WHAT YOU SHOULD DO: All of the lines below are to be transcribed faithfully, with pictures excluded from the copy.

DATA SEGMENT:
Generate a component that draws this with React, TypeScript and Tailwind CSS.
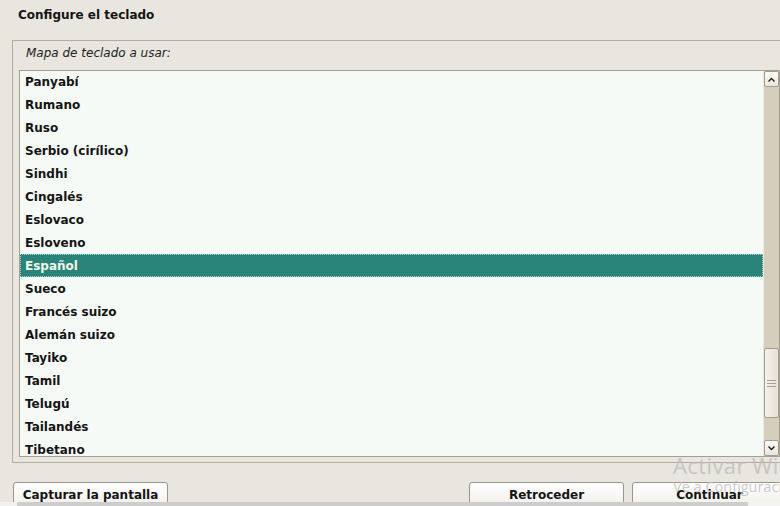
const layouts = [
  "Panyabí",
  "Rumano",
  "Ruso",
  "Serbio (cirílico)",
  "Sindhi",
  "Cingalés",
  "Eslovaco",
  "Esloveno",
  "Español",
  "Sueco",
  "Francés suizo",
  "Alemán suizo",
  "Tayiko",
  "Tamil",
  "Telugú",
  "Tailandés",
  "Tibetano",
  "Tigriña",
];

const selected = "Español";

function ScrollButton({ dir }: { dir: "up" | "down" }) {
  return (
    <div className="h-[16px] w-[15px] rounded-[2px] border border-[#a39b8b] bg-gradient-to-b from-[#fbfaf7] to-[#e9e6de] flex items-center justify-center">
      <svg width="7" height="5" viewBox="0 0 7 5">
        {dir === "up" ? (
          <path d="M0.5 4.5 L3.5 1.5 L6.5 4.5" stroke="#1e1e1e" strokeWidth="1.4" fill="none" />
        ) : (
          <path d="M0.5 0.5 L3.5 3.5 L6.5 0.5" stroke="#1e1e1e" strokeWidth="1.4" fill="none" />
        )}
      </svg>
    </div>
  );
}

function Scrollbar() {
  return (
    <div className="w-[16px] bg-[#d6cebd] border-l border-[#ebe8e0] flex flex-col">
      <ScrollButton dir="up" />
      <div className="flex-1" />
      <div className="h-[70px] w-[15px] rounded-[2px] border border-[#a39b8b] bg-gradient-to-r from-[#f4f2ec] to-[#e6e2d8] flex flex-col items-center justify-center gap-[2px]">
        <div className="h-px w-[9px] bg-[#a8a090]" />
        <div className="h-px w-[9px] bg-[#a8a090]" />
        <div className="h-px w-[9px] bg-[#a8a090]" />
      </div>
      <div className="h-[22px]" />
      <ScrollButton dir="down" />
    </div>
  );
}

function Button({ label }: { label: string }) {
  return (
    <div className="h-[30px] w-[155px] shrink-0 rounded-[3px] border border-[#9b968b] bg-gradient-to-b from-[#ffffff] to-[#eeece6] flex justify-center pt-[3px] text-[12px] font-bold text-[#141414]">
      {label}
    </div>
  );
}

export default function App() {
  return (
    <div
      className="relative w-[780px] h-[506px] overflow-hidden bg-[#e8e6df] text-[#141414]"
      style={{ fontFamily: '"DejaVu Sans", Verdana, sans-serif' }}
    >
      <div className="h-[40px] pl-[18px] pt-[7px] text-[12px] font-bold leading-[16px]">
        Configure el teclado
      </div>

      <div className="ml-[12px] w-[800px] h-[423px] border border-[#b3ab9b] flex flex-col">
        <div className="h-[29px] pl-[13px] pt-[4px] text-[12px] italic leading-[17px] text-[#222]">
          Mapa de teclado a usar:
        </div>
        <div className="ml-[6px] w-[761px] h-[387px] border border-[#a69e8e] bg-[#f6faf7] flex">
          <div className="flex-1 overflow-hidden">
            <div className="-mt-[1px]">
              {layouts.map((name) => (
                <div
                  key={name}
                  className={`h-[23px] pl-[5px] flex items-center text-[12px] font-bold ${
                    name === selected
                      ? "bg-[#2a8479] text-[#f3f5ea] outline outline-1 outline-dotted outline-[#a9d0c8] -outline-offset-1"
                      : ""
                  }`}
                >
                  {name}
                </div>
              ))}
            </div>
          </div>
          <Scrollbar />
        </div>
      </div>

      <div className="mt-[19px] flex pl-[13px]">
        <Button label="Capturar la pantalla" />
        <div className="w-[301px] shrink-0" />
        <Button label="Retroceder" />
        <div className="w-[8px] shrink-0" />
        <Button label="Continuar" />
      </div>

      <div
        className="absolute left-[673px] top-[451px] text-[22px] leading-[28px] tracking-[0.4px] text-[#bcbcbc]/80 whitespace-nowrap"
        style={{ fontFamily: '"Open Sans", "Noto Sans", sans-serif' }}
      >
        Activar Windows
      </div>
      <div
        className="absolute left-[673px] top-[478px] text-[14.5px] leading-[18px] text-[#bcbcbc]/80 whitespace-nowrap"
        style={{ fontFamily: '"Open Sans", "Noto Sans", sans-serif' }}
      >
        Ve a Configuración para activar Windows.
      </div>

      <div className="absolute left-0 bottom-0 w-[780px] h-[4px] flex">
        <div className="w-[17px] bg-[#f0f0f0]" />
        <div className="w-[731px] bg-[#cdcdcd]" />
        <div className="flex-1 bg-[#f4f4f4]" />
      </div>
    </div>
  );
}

CORRECT RESPONSE:
Generate a component that draws this with React, TypeScript and Tailwind CSS.
const layouts = [
  "Panyabí",
  "Rumano",
  "Ruso",
  "Serbio (cirílico)",
  "Sindhi",
  "Cingalés",
  "Eslovaco",
  "Esloveno",
  "Español",
  "Sueco",
  "Francés suizo",
  "Alemán suizo",
  "Tayiko",
  "Tamil",
  "Telugú",
  "Tailandés",
  "Tibetano",
  "Tigriña",
];

const selected = "Español";

function ScrollButton({ dir }: { dir: "up" | "down" }) {
  return (
    <div className="h-[16px] w-[15px] rounded-[2px] border border-[#a39b8b] bg-gradient-to-b from-[#fbfaf7] to-[#e9e6de] flex items-center justify-center">
      <svg width="7" height="5" viewBox="0 0 7 5">
        {dir === "up" ? (
          <path d="M0.5 4.5 L3.5 1.5 L6.5 4.5" stroke="#1e1e1e" strokeWidth="1.4" fill="none" />
        ) : (
          <path d="M0.5 0.5 L3.5 3.5 L6.5 0.5" stroke="#1e1e1e" strokeWidth="1.4" fill="none" />
        )}
      </svg>
    </div>
  );
}

function Scrollbar() {
  return (
    <div className="w-[16px] bg-[#d6cebd] border-l border-[#ebe8e0] flex flex-col">
      <ScrollButton dir="up" />
      <div className="flex-1" />
      <div className="h-[70px] w-[15px] rounded-[2px] border border-[#a39b8b] bg-gradient-to-r from-[#f4f2ec] to-[#e6e2d8] flex flex-col items-center justify-center gap-[2px]">
        <div className="h-px w-[9px] bg-[#a8a090]" />
        <div className="h-px w-[9px] bg-[#a8a090]" />
        <div className="h-px w-[9px] bg-[#a8a090]" />
      </div>
      <div className="h-[22px]" />
      <ScrollButton dir="down" />
    </div>
  );
}

function Button({ label }: { label: string }) {
  return (
    <div className="h-[30px] w-[155px] shrink-0 rounded-[3px] border border-[#9b968b] bg-gradient-to-b from-[#ffffff] to-[#eeece6] flex justify-center pt-[3px] text-[12px] font-bold text-[#141414]">
      {label}
    </div>
  );
}

export default function App() {
  return (
    <div
      className="relative w-[780px] h-[506px] overflow-hidden bg-[#e8e6df] text-[#141414]"
      style={{ fontFamily: '"DejaVu Sans", Verdana, sans-serif' }}
    >
      <div className="h-[40px] pl-[18px] pt-[7px] text-[12px] font-bold leading-[16px]">
        Configure el teclado
      </div>

      <div className="ml-[12px] w-[800px] h-[423px] border border-[#b3ab9b] flex flex-col">
        <div className="h-[29px] pl-[13px] pt-[4px] text-[12px] italic leading-[17px] text-[#222]">
          Mapa de teclado a usar:
        </div>
        <div className="ml-[6px] w-[761px] h-[387px] border border-[#a69e8e] bg-[#f6faf7] flex">
          <div className="flex-1 overflow-hidden">
            <div className="-mt-[1px]">
              {layouts.map((name) => (
                <div
                  key={name}
                  className={`h-[23px] pl-[5px] flex items-center text-[12px] font-bold ${
                    name === selected
                      ? "bg-[#2a8479] text-[#f3f5ea] outline outline-1 outline-dotted outline-[#a9d0c8] -outline-offset-1"
                      : ""
                  }`}
                >
                  {name}
                </div>
              ))}
            </div>
          </div>
          <Scrollbar />
        </div>
      </div>

      <div className="mt-[19px] flex pl-[13px]">
        <Button label="Capturar la pantalla" />
        <div className="w-[301px] shrink-0" />
        <Button label="Retroceder" />
        <div className="w-[8px] shrink-0" />
        <Button label="Continuar" />
      </div>

      <div
        className="absolute left-[673px] top-[451px] text-[22px] leading-[28px] tracking-[0.4px] text-[#bcbcbc]/80 whitespace-nowrap"
        style={{ fontFamily: '"Open Sans", "Noto Sans", sans-serif' }}
      >
        Activar Windows
      </div>
      <div
        className="absolute left-[673px] top-[478px] text-[14.5px] leading-[18px] text-[#bcbcbc]/80 whitespace-nowrap"
        style={{ fontFamily: '"Open Sans", "Noto Sans", sans-serif' }}
      >
        Ve a Configuración para activar Windows.
      </div>

      <div className="absolute left-0 bottom-0 w-[780px] h-[4px] flex">
        <div className="w-[17px] bg-[#f0f0f0]" />
        <div className="w-[731px] bg-[#cdcdcd]" />
        <div className="flex-1 bg-[#f4f4f4]" />
      </div>
    </div>
  );
}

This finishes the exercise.